In Wisconsin, you need to be a special registration deputy in order to register voters. This involves watching a 20 minute video and sending a form into a government office. We therefore had one meet up in which we all became deputized – seven people attended this, which is roughly average attendance for our meetups.

In general, if someone has been eligible to vote for a number of years but hasn’t, it’s fairly unlikely that you will convince them to. Therefore, you want to find people who either 1) recently became eligible to vote (e.g. they just turned 18 or got off parole) or 2) recently moved (and therefore need to re-register).

At least in Wisconsin, you are legally obligated to register anyone who wishes to register, regardless of their political affiliation (heavy is the weight of responsibility upon the special registration deputy). Therefore, even explicitly partisan groups need some façade of neutrality. In practice though, people are geographically segregated by major political party, and based on where you are registering them it’s pretty easy to guess who the person you are registering will vote for.

Exacerbating this problem is my previous observation that there is only a small number of people who you could hope to influence. Therefore, just going door-to-door or setting up shop at an intersection is extremely unlikely to be effective; you need a curated list of target voters. But there is not (to my knowledge) any nonpartisan group which creates these lists, and even if there were you risk duplicating the efforts of partisan groups.

An even worse problem is that the Republican Party seems distinctly less interested in registering voters. (I think the sort of people who need help registering tend to vote Democrat?) I was unable to find a single Republican group that was registering voters in Madison – I’m not sure if that’s unique to us or if that’s a more general problem.

One of the people who attended our first meet up was a member of the “Madtown Organizers”, a local community organizing group. He suggested coordinating voter registration with them, and we unanimously agreed, despite them being a progressive organization.

I’m not entirely sure what to do about this – coordinating with an external group removes the party neutrality of EA, but not coordinating results in the work being near-useless. I think one possible solution is to target a specific group of people (e.g. low income housing) and ask various groups if they are coordinating voter registration in that area [this is basically what we did]. Inevitably, only one party will actually be interested in registering those voters, but at least we are attempting to be nonpartisan., [1, 2]


At the end of the meeting where we became special registration deputies, we set a date two weeks in the future to go out registering voters. We split into three smaller groups and used a list of people who had recently moved, given to us by the Madtown Organizers. In all, we spent a bit less than three hours on this on a Saturday afternoon; about 30 minutes of that was orientation/training which I expect we would not need to repeat if we do it again.

Our results:

  • Group 1: 5 voters registered, plus one who planned to mail in his registration form later3

  • Group 2: 3 voters registered

  • Group 3: ? 4


Door to door outreach is one of the most effective methods of increasing turnout. It seems like we were able to register 1-2 voters per hour. claims that it can register voters for four dollars each.
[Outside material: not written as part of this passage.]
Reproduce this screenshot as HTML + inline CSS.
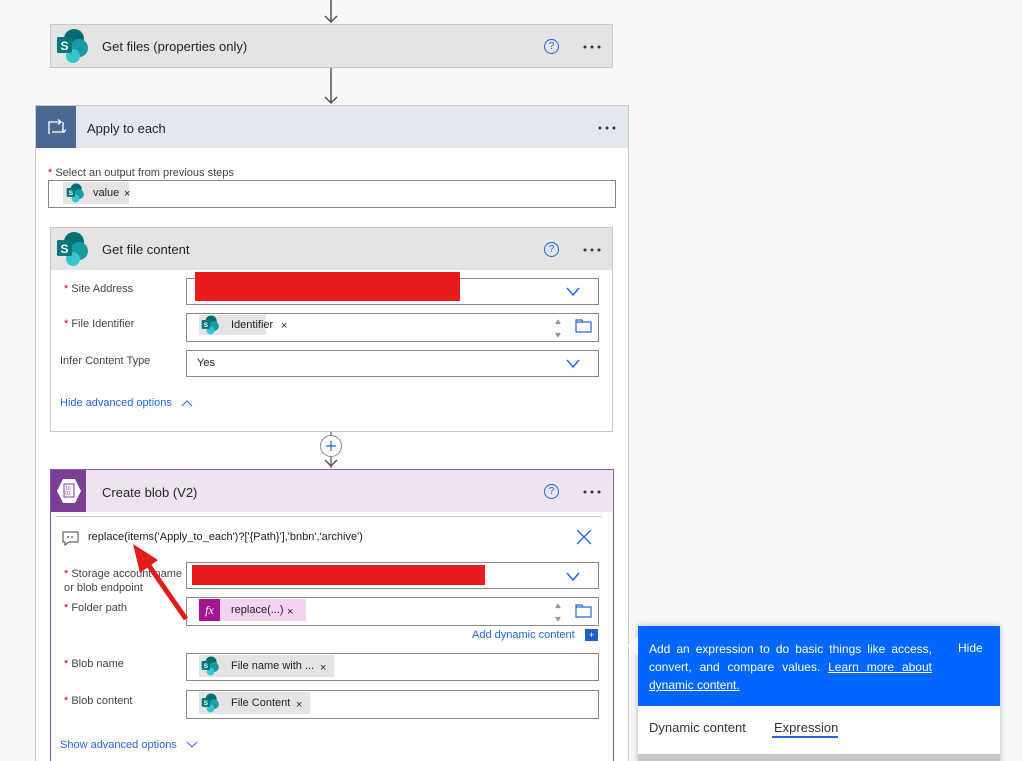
<!DOCTYPE html>
<html><head><meta charset="utf-8"><style>
*{box-sizing:border-box;margin:0;padding:0}
html,body{width:1022px;height:761px;overflow:hidden}
body{background:#f8f8f8;font-family:"Segoe UI","Liberation Sans",sans-serif;font-size:12px;color:#252423;position:relative}
.abs{position:absolute}
.card{position:absolute;border:1px solid #c8c8c8;background:#fff}
.hdr{position:absolute;left:0;right:0;top:0;height:42px;background:#e4e4e4}
.title{position:absolute;font-size:13px;color:#252423}
.dots{position:absolute;width:20px;height:4px}
.help{position:absolute;width:15px;height:15px;border:1.3px solid #2266e3;border-radius:50%;color:#2266e3;font-size:10px;text-align:center;line-height:13px}
.lbl{position:absolute;font-size:11px;color:#444}
.lbl b{color:#c00;font-weight:normal}
.inp{position:absolute;border:1px solid #8a8a8a;background:#fff;height:27px}
.chip{position:absolute;background:#e4e4e4;height:20px;font-size:11px;line-height:19px;color:#222}
.link{position:absolute;color:#2266e3;font-size:11px}
</style></head><body>
<svg class="abs" style="left:0;top:0" width="1022" height="761">
<line x1="331" y1="0" x2="331" y2="22" stroke="#555" stroke-width="1.5"/>
<polyline points="325,16 331,22 337,16" fill="none" stroke="#555" stroke-width="1.5"/>
<line x1="331" y1="67" x2="331" y2="103" stroke="#555" stroke-width="1.5"/>
<polyline points="325,97 331,103 337,97" fill="none" stroke="#555" stroke-width="1.5"/>
</svg>

<!-- Get files -->
<div class="card" style="left:50px;top:24px;width:563px;height:44px;background:#e4e4e4">
  <svg class="abs" style="left:3px;top:3px" width="36" height="36" viewBox="0 0 36 36"><circle cx="20" cy="11" r="10" fill="#036c70"/><circle cx="25" cy="20" r="9" fill="#1a9ba1"/><circle cx="19" cy="28" r="7" fill="#37c6d0"/><rect x="3" y="9" width="15" height="16" rx="1.5" fill="#03787c"/><text x="6.5" y="22" font-size="12" fill="#fff" font-family="Liberation Sans" font-weight="bold">S</text></svg>
  <div class="title" style="left:51px;top:14px">Get files (properties only)</div>
  <div class="help" style="left:493px;top:14px">?</div>
  <svg class="dots" style="left:532px;top:20px" viewBox="0 0 20 4"><circle cx="2" cy="2" r="1.5" fill="#333"/><circle cx="9" cy="2" r="1.5" fill="#333"/><circle cx="16" cy="2" r="1.5" fill="#333"/></svg>
</div>

<!-- Apply to each -->
<div class="card" style="left:35px;top:105px;width:594px;height:670px">
  <div class="hdr" style="background:#e3e8f0;height:42px"></div>
  <div class="abs" style="left:0;top:0;width:40px;height:42px;background:#4a6890"></div>
  <svg class="abs" style="left:10px;top:13px" width="20" height="16" viewBox="0 0 20 16"><path d="M3 15V3h12M12 0.5l3 2.5-3 2.5M17 3v10H6M16 10.5l2 2.5 2-2.5" fill="none" stroke="#fff" stroke-width="1.3"/></svg>
  <div class="title" style="left:51px;top:15px">Apply to each</div>
  <svg class="dots" style="left:562px;top:20px" viewBox="0 0 20 4"><circle cx="2" cy="2" r="1.5" fill="#333"/><circle cx="9" cy="2" r="1.5" fill="#333"/><circle cx="16" cy="2" r="1.5" fill="#333"/></svg>
  <div class="lbl" style="left:12px;top:61px"><b>*</b> Select an output from previous steps</div>
  <div class="inp" style="left:12px;top:74px;width:568px;height:28px;border-color:#888"></div>
  <div class="chip" style="left:27px;top:76px;width:66px;height:22px">
    <svg class="abs" style="left:2px;top:1px" width="20" height="20" viewBox="0 0 36 36"><circle cx="20" cy="11" r="10" fill="#036c70"/><circle cx="25" cy="20" r="9" fill="#1a9ba1"/><circle cx="19" cy="28" r="7" fill="#37c6d0"/><rect x="3" y="9" width="15" height="16" rx="1.5" fill="#03787c"/><text x="6.5" y="22" font-size="12" fill="#fff" font-weight="bold">S</text></svg>
    <span class="abs" style="left:30px;top:2px">value</span><span class="abs" style="left:61px;top:3px">×</span>
  </div>
</div>

<!-- Get file content -->
<div class="card" style="left:50px;top:227px;width:563px;height:205px">
  <div class="hdr"></div>
  <svg class="abs" style="left:3px;top:3px" width="36" height="36" viewBox="0 0 36 36"><circle cx="20" cy="11" r="10" fill="#036c70"/><circle cx="25" cy="20" r="9" fill="#1a9ba1"/><circle cx="19" cy="28" r="7" fill="#37c6d0"/><rect x="3" y="9" width="15" height="16" rx="1.5" fill="#03787c"/><text x="6.5" y="22" font-size="12" fill="#fff" font-weight="bold">S</text></svg>
  <div class="title" style="left:51px;top:14px">Get file content</div>
  <div class="help" style="left:493px;top:14px">?</div>
  <svg class="dots" style="left:532px;top:20px" viewBox="0 0 20 4"><circle cx="2" cy="2" r="1.5" fill="#333"/><circle cx="9" cy="2" r="1.5" fill="#333"/><circle cx="16" cy="2" r="1.5" fill="#333"/></svg>
</div>
<div class="lbl" style="left:64px;top:283px"><b>*</b> Site Address</div>
<div class="inp" style="left:186px;top:278px;width:413px"></div>
<div class="abs" style="left:195px;top:272px;width:265px;height:29px;background:#e81c1e"></div>
<div class="lbl" style="left:64px;top:318px"><b>*</b> File Identifier</div>
<div class="inp" style="left:186px;top:313px;width:413px;height:29px"></div>
<div class="chip" style="left:199px;top:315px;width:67px">
  <svg class="abs" style="left:1px;top:0" width="20" height="20" viewBox="0 0 36 36"><circle cx="20" cy="11" r="10" fill="#036c70"/><circle cx="25" cy="20" r="9" fill="#1a9ba1"/><circle cx="19" cy="28" r="7" fill="#37c6d0"/><rect x="3" y="9" width="15" height="16" rx="1.5" fill="#03787c"/><text x="6.5" y="22" font-size="12" fill="#fff" font-weight="bold">S</text></svg>
  <span class="abs" style="left:32px;top:1px">Identifier</span><span class="abs" style="left:82px;top:2px">×</span>
</div>
<div class="lbl" style="left:60px;top:355px">Infer Content Type</div>
<div class="inp" style="left:186px;top:350px;width:413px"></div>
<div class="abs" style="left:197px;top:357px;font-size:11px">Yes</div>
<div class="link" style="left:60px;top:397px">Hide advanced options</div>

<svg class="abs" style="left:0;top:0" width="1022" height="761">
<polyline points="567,288 573,295 579,288" fill="none" stroke="#2266e3" stroke-width="1.5"/>
<polyline points="567,360 573,367 579,360" fill="none" stroke="#2266e3" stroke-width="1.5"/>
<polyline points="182,406 187,401 192,406" fill="none" stroke="#2266e3" stroke-width="1"/>
<polyline points="556,324 558,321 560,324" fill="#999" stroke="#999" stroke-width="2"/>
<polyline points="556,333 558,336 560,333" fill="#999" stroke="#999" stroke-width="2"/>
<path d="M576 320h6l1 2h8v10h-15z M576 322h15" fill="none" stroke="#2266e3" stroke-width="1.2"/>
<line x1="331" y1="432" x2="331" y2="468" stroke="#555" stroke-width="1.2"/>
<circle cx="331" cy="446" r="10.5" fill="#fff" stroke="#888"/>
<path d="M326 446h10M331 441v10" stroke="#2266e3" stroke-width="1.2"/>
<polyline points="325,460 331,466 337,460" fill="none" stroke="#555" stroke-width="1.5"/>
</svg>

<!-- Create blob -->
<div class="card" style="left:50px;top:469px;width:564px;height:300px;border-color:#8b5aa8">
  <div class="hdr" style="background:#ede4f0"></div>
  <div class="abs" style="left:0;top:0;width:35px;height:42px;background:#7b3f98"></div>
  <svg class="abs" style="left:5px;top:8px" width="26" height="26" viewBox="0 0 26 26"><polygon points="7,1 19,1 25,13 19,25 7,25 1,13" fill="#fff"/><rect x="8" y="6" width="10" height="13" fill="none" stroke="#7b3f98" stroke-width="1"/><text x="9" y="12" font-size="5" fill="#7b3f98">10</text><text x="9" y="17" font-size="5" fill="#7b3f98">01</text></svg>
  <div class="title" style="left:51px;top:15px">Create blob (V2)</div>
  <div class="help" style="left:493px;top:14px">?</div>
  <svg class="dots" style="left:532px;top:20px" viewBox="0 0 20 4"><circle cx="2" cy="2" r="1.5" fill="#333"/><circle cx="9" cy="2" r="1.5" fill="#333"/><circle cx="16" cy="2" r="1.5" fill="#333"/></svg>
  <div class="abs" style="left:4px;top:46px;width:547px;height:1px;background:#ccc"></div>
</div>
<div class="abs" style="left:88px;top:531px;font-size:11px;color:#222">replace(items('Apply_to_each')?['{Path}'],'bnbn','archive')</div>
<div class="lbl" style="left:64px;top:567px;line-height:14px"><b>*</b> Storage account name<br>or blob endpoint</div>
<div class="inp" style="left:186px;top:562px;width:413px"></div>
<div class="abs" style="left:192px;top:565px;width:293px;height:20px;background:#e81c1e"></div>
<div class="lbl" style="left:64px;top:602px"><b>*</b> Folder path</div>
<div class="inp" style="left:186px;top:597px;width:413px;height:29px"></div>
<div class="chip" style="left:199px;top:599px;width:107px;height:22px;background:#f3d3ee">
  <div class="abs" style="left:0;top:0;width:21px;height:22px;background:#a3168f;color:#fff;font-family:'Liberation Serif',serif;font-style:italic;text-align:center;font-size:12px;line-height:22px">fx</div>
  <span class="abs" style="left:32px;top:2px">replace(...)</span><span class="abs" style="left:88px;top:4px">×</span>
</div>
<div class="link" style="left:472px;top:629px">Add dynamic content</div>
<div class="abs" style="left:585px;top:629px;width:13px;height:12px;background:#1f5fc4;color:#fff;font-size:9px;text-align:center;line-height:12px">+</div>
<div class="lbl" style="left:64px;top:658px"><b>*</b> Blob name</div>
<div class="inp" style="left:186px;top:653px;width:413px;height:28px"></div>
<div class="chip" style="left:199px;top:655px;width:135px;height:22px">
  <svg class="abs" style="left:1px;top:1px" width="20" height="20" viewBox="0 0 36 36"><circle cx="20" cy="11" r="10" fill="#036c70"/><circle cx="25" cy="20" r="9" fill="#1a9ba1"/><circle cx="19" cy="28" r="7" fill="#37c6d0"/><rect x="3" y="9" width="15" height="16" rx="1.5" fill="#03787c"/><text x="6.5" y="22" font-size="12" fill="#fff" font-weight="bold">S</text></svg>
  <span class="abs" style="left:32px;top:2px">File name with ...</span><span class="abs" style="left:121px;top:4px">×</span>
</div>
<div class="lbl" style="left:64px;top:695px"><b>*</b> Blob content</div>
<div class="inp" style="left:186px;top:690px;width:413px;height:29px"></div>
<div class="chip" style="left:199px;top:692px;width:111px;height:22px">
  <svg class="abs" style="left:1px;top:1px" width="20" height="20" viewBox="0 0 36 36"><circle cx="20" cy="11" r="10" fill="#036c70"/><circle cx="25" cy="20" r="9" fill="#1a9ba1"/><circle cx="19" cy="28" r="7" fill="#37c6d0"/><rect x="3" y="9" width="15" height="16" rx="1.5" fill="#03787c"/><text x="6.5" y="22" font-size="12" fill="#fff" font-weight="bold">S</text></svg>
  <span class="abs" style="left:32px;top:2px">File Content</span><span class="abs" style="left:97px;top:4px">×</span>
</div>
<div class="link" style="left:60px;top:739px">Show advanced options</div>

<svg class="abs" style="left:0;top:0" width="1022" height="761">
<path d="M63 532h15v10h-9l-4 3v-3h-2z" fill="none" stroke="#444" stroke-width="1"/>
<circle cx="68" cy="537" r=".9" fill="#444"/><circle cx="72" cy="537" r=".9" fill="#444"/>
<path d="M577 530l14 14M591 530l-14 14" stroke="#2266e3" stroke-width="1.3"/>
<polyline points="567,573 573,580 579,573" fill="none" stroke="#2266e3" stroke-width="1.5"/>
<polyline points="556,608 558,605 560,608" fill="#999" stroke="#999" stroke-width="2"/>
<polyline points="556,617 558,620 560,617" fill="#999" stroke="#999" stroke-width="2"/>
<path d="M576 605h6l1 2h8v10h-15z M576 607h15" fill="none" stroke="#2266e3" stroke-width="1.2"/>
<polyline points="187,742 192,747 197,742" fill="none" stroke="#2266e3" stroke-width="1"/>
<line x1="186" y1="619" x2="145" y2="560" stroke="#e31b1b" stroke-width="5"/>
<polygon points="133,544 158,560 140,573" fill="#e31b1b"/>
</svg>

<!-- Popup -->
<div class="abs" style="left:638px;top:626px;width:362px;height:140px;background:#fff;box-shadow:0 0 6px rgba(0,0,0,.25)">
  <div class="abs" style="left:0;top:0;width:362px;height:80px;background:#0066ff;color:#fff;font-size:12px">
    <div class="abs" style="left:11px;top:14px;width:283px;line-height:18px;text-align:justify">Add an expression to do basic things like access, convert, and compare values. <u>Learn more about dynamic content.</u></div>
    <div class="abs" style="left:320px;top:15px">Hide</div>
  </div>
  <div class="abs" style="left:11px;top:94px;font-size:13px;color:#333">Dynamic content</div>
  <div class="abs" style="left:136px;top:94px;font-size:13px;color:#333">Expression</div>
  <div class="abs" style="left:134px;top:110px;width:66px;height:2px;background:#2266e3"></div>
  <div class="abs" style="left:0;top:128px;width:362px;height:12px;background:#c8c8c6"></div>
</div>
<div class="abs" style="left:627px;top:637px;width:0;height:0;border-top:9px solid transparent;border-bottom:9px solid transparent;border-right:11px solid #fff"></div>
</body></html>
This implies that we were about as effective at registering voters as if we had worked a minimum wage job and donated the money.

However, we decided to go in groups of two or three rather than going individually, which obviously cuts our effectiveness by a factor of two. I’m not sure if this was necessary (see “things to do differently” below).

There was a decent amount of time to get to know the people you are partnered with, because you spend a time traveling between houses and there’s nothing else you can do really besides talk. I would consider it a pretty good project in terms of getting to know other people in the group, although you obviously will only get to know one or two other people at a time.

Several people have attempted to estimate the value of a marginal vote: Peter Norvig estimates it at around $1 million; Edlin, Gelman and Kaplan estimate it at around $30,000-$400,000 based on different scenarios. (The latter set of authors have a more theoretical paper as well.) If you take these figures at anything approaching face value, this is by far the most effective meet up with ever done.5

Adversarial philanthropy

Historically, Effective Altruist groups have concerned themselves with fairly uncontroversial policy advocacy (e.g. counseling politicians on ways to improve aid), but have had minimal involvement in politics (i.e. campaigning for a specific party or politician). One reason is the risks of what GiveWell calls “adversarial” philanthropy:

I’ve long been wary of giving opportunities that involve taking on other people as adversaries, and I think a lot of our audience shares my misgivings. One reason for this is that projects with active, intelligent opposition are likely to have more difficult – and unpredictable – paths to success. Another reason is the potential difficulty of being on the right side. When working on controversial issues, one can easily be blinded by personal biases and ideology into believing a particular change is more desirable than it is, with the result that even a “success” can end up doing more harm than good.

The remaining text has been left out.